Catholics are often accused of inventing theology, of making things up that have no basis in Scripture. And few Biblical people draw as much non-Catholic ire as Mary and her place in Christian theology.
There are four dogmas relating to Our Lady: her Immaculate Conception, her perpetual Virginity, that she was the Mother of God, and that she was Assumed bodily into heaven. In addition to those four dogmas, there are a number of doctrines which have not been elevated to dogmatic status, but nevertheless are understood to be part of divine revelation. One of them is the focus of today’s feast — the Queenship of Mary.
The accusation that Catholics “make up” theology is easily dismissed. One simply has to look at the path Salvation history in the Old Testament to see that it took time — sometimes many, many generations, for aspects of the unchangeable Will of God to be understood by humanity. Look at the protoevangelium. Look at the understanding of the Passover as a prefigure of the Last Supper (and, to us Catholics, of the Eucharist). Marian dogmas are no exception. Consider the dogma of the Immaculate Conception, that, through a singular grace, Mary was preserved from the stain of Original Sin. While the dogma was declared in 1854, the Church had been slowly perceiving its existence since at least the 400s. The intervening 1400 years were filled with a slow understanding of the nature of Original Sin, its transmission, and the cleansing thereof. Far from some piece of novelty theology, created out of air on the whim of a pope, the truth of Mary’s Immaculate Conception existed from all time, and is Biblically based.

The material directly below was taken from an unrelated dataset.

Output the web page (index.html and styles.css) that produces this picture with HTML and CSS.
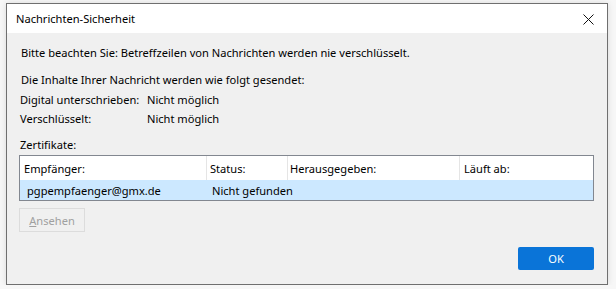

The Queenship of Mary is even more clearly spelled out in Scripture. The angelic greeting at the Annunciation clearly refers to Christ’s Kingship, as the Catechism states, “Mary’s role in the Church is inseparable from her union with Christ and flows directly from it” (CCC 964). Throughout space and time mothers of monarchs have themselves been known as queens. There are a number of places in the Old Testament, for example, where the mother of the king is referred to not only as a queen, but is honored as a valued councilor of the ruler. Our Lady’s behavior at the wedding in Cana, particularly in light of her Son’s response to it, echoes the Old Testament relationship between kings and their queen mothers.